Recorded data:

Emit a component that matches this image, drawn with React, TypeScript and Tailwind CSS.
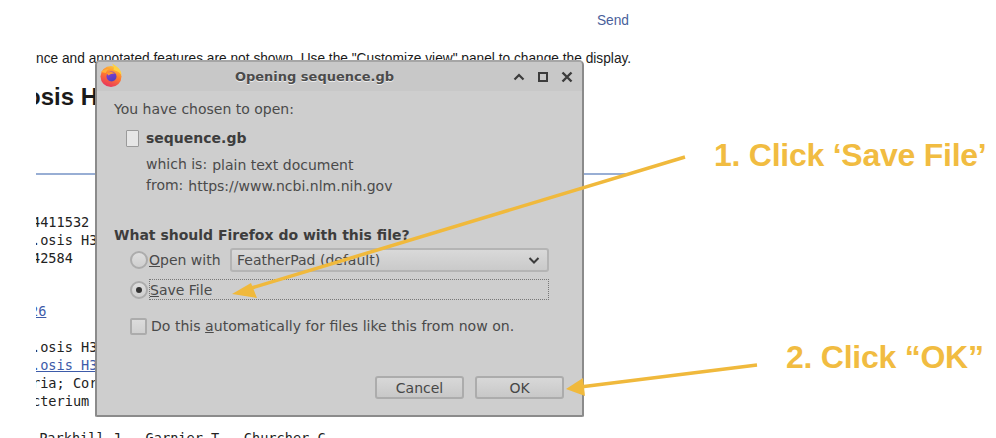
import React from "react";

const sans = "[font-family:'DejaVu_Sans',sans-serif]";

function MonoRow({ y, children, className = "" }: { y: number; children?: React.ReactNode; className?: string }) {
  return (
    <div className={"h-[18px] leading-[18px] whitespace-pre " + className} style={{ marginTop: y }}>
      {children}
    </div>
  );
}

function FirefoxLogo() {
  return (
    <svg width="26" height="26" viewBox="0 0 26 26" className="absolute left-[1px] top-[0px]">
      <defs>
        <linearGradient id="ff1" x1="0.7" y1="0" x2="0.3" y2="1">
          <stop offset="0" stopColor="#ffc83a" />
          <stop offset="0.45" stopColor="#ff7a2e" />
          <stop offset="1" stopColor="#e8315f" />
        </linearGradient>
        <linearGradient id="ff2" x1="0.3" y1="0" x2="0.7" y2="1">
          <stop offset="0" stopColor="#8a3fd0" />
          <stop offset="1" stopColor="#4a3fc0" />
        </linearGradient>
      </defs>
      <circle cx="13" cy="14.5" r="10.5" fill="url(#ff1)" />
      <path d="M14 1.5 C19 4 23.5 8 23.5 13 C21 9 18 9 15.5 8 C16.5 6 15.5 4 14 1.5Z" fill="#ffd23f" />
      <path d="M3 10 C5 7.5 8 6.5 11 7 C9 8.5 8 10 8 11 C6 10.5 4.5 10.5 3 10Z" fill="#ffb13a" />
      <circle cx="13.5" cy="14.5" r="5" fill="url(#ff2)" />
      <path d="M8.5 11 C11 9.5 15 9.5 17 11.5 C14.5 11.3 12 12 10.5 13.5 Z" fill="#ff9a2e" />
    </svg>
  );
}

function Radio({ checked }: { checked?: boolean }) {
  return (
    <span className="flex h-[18px] w-[18px] shrink-0 items-center justify-center rounded-full border-2 border-[#acacac] bg-gradient-to-b from-[#dedede] to-[#cfcfcf]">
      {checked && <span className="h-[6px] w-[6px] rounded-full bg-[#333333]" />}
    </span>
  );
}

function Btn({ label }: { label: string }) {
  return (
    <div className="flex h-[23px] w-[89px] items-center justify-center rounded-[3px] border-2 border-[#acacac] bg-gradient-to-b from-[#d8d8d8] to-[#c8c8c8] text-[14px] text-[#474747]">
      {label}
    </div>
  );
}

export default function App() {
  return (
    <div className="relative h-[438px] w-[996px] overflow-hidden bg-white">
      {/* page behind the dialog */}
      <div className="ml-[36px] h-[438px] w-[600px] overflow-hidden font-['Liberation_Sans',sans-serif] text-[#1a1a1a]">
        <div className="flex h-[29px] items-end justify-end pr-[7px] text-[13.75px] leading-[16px] text-[#4a5f9b]">Send</div>
        <div className="mt-[22px] h-[16px] whitespace-nowrap text-[13.72px] leading-[16px]">
          nce and annotated features are not shown. Use the "Customize view" panel to change the display.
        </div>
        <div className="-ml-[10px] mt-[16px] h-[28px] text-[24px] font-bold leading-[28px]">osis H</div>
        <div className="mr-[9px] mt-[62px] h-[2px] bg-[#98aed4]" />
        <div className="-ml-[4px] font-['DejaVu_Sans_Mono',monospace] text-[13.6px] text-[#222222]">
          <MonoRow y={38}>4411532</MonoRow>
          <MonoRow y={0}>.osis H3</MonoRow>
          <MonoRow y={0}>42584</MonoRow>
          <MonoRow y={35} className="-ml-[2px] text-[#3d5ba9] underline">26</MonoRow>
          <MonoRow y={18}>.osis H3</MonoRow>
          <MonoRow y={0} className="text-[#3d5ba9] underline">.osis H3</MonoRow>
          <MonoRow y={0}>ria; Cor</MonoRow>
          <MonoRow y={0}>cterium</MonoRow>
          <MonoRow y={19} className="-ml-[1px]"> Parkhill J., Garnier T., Churcher C.</MonoRow>
        </div>
      </div>

      {/* dialog window */}
      <div className={"absolute left-[95px] top-[60px] flex h-[357px] w-[489px] flex-col rounded-t-[5px] rounded-b-[2px] border-2 border-[#8b8b8b] border-t-[#a5a5a5] bg-[#cecece] text-[#4a4a4a] " + sans}>
        <div className="relative flex h-[29px] shrink-0 items-center justify-center rounded-t-[4px] bg-[#c8c8c8] pr-[50px]">
          <FirefoxLogo />
          <span className="text-[13px] font-bold text-[#4b4b4b] [text-shadow:0_1px_0_#eeeeee]">Opening sequence.gb</span>
          <div className="absolute right-[8px] top-[8px] flex items-center gap-[10px]">
            <svg width="14" height="14" viewBox="0 0 14 14" fill="none" stroke="#3c3c3c" strokeWidth="2.2"><path d="M2.5 9.5 7 5l4.5 4.5" /></svg>
            <svg width="14" height="14" viewBox="0 0 14 14" fill="none" stroke="#3c3c3c" strokeWidth="2"><rect x="3" y="3" width="8" height="8" /></svg>
            <svg width="14" height="14" viewBox="0 0 14 14" fill="none" stroke="#3c3c3c" strokeWidth="2.4"><path d="M2.5 2.5l9 9M11.5 2.5l-9 9" /></svg>
          </div>
        </div>
        <div className="flex flex-1 flex-col pl-[17px] pr-[33px] text-[14px] leading-[18px]">
          <div className="mt-[9px]">You have chosen to open:</div>
          <div className="ml-[12px] mt-[11px] flex items-center gap-[7px]">
            <span className="h-[17px] w-[13px] rounded-[1px] border border-[#9a9a9a] bg-[#e6e6e6]" />
            <span className="font-bold text-[#3d3d3d]">sequence.gb</span>
          </div>
          <div className="ml-[32px] mt-[9px] flex items-center gap-[5px]">
            <span className="-mt-[2px]">which is:</span><span>plain text document</span>
          </div>
          <div className="ml-[32px] mt-[3px] flex items-center gap-[5px]">
            <span className="-mt-[2px]">from:</span><span>https://www.ncbi.nlm.nih.gov</span>
          </div>
          <div className="mt-[31px] font-bold text-[#3d3d3d]">What should Firefox do with this file?</div>
          <div className="ml-[16px] mt-[4px] flex h-[24px] items-center gap-[1px]">
            <Radio />
            <span className="w-[80px]"><u>O</u>pen with</span>
            <div className="flex h-[24px] w-[319px] items-center justify-between rounded-[3px] border-2 border-[#b4b4b4] bg-gradient-to-b from-[#d9d9d9] to-[#cacaca] pl-[5px] pr-[6px]">
              <span className="-mt-[1px]">FeatherPad (default)</span>
              <svg width="14" height="14" viewBox="0 0 14 14" fill="none" stroke="#3c3c3c" strokeWidth="2"><path d="M2.5 5 7 9.5 11.5 5" /></svg>
            </div>
          </div>
          <div className="ml-[16px] mt-[7px] flex h-[21px] items-center gap-[1px]">
            <Radio checked />
            <span className="flex h-[21px] w-[401px] items-center border border-dotted border-[#777777]"><span><u>S</u>ave File</span></span>
          </div>
          <div className="ml-[16px] mt-[17px] flex h-[18px] items-center gap-[4px]">
            <span className="h-[17px] w-[17px] rounded-[2px] border-2 border-[#acacac] bg-gradient-to-b from-[#dcdcdc] to-[#d0d0d0]" />
            <span className="text-[14.08px]">Do this <u>a</u>utomatically for files like this from now on.</span>
          </div>
          <div className="mt-[41px] flex justify-end gap-[11px] -mr-[15px]">
            <Btn label="Cancel" />
            <Btn label="OK" />
          </div>
        </div>
      </div>

      {/* annotation arrows */}
      <svg width="996" height="438" viewBox="0 0 996 438" className="pointer-events-none absolute left-0 top-0">
        <line x1="685" y1="157" x2="245" y2="290" stroke="#f0b93c" strokeWidth="3.5" />
        <polygon points="232,294 251,283 257,298" fill="#f0b93c" />
        <line x1="757" y1="365" x2="580" y2="387" stroke="#f0b93c" strokeWidth="3.5" />
        <polygon points="566,389 583,378 585,396" fill="#f0b93c" />
      </svg>

      {/* annotation labels */}
      <div className="absolute left-[714px] top-[137px] whitespace-nowrap font-['Liberation_Sans',sans-serif] text-[32px] font-bold leading-[36px] tracking-[-0.25px] text-[#f1bc41]">1. Click ‘Save File’</div>
      <div className="absolute left-[786px] top-[339px] whitespace-nowrap font-['Liberation_Sans',sans-serif] text-[32px] font-bold leading-[36px] tracking-[-0.25px] text-[#f1bc41]">2. Click “OK”</div>
    </div>
  );
}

Set problem:
State how many lines of the material contain the string "this", with no other words.

Solution:
3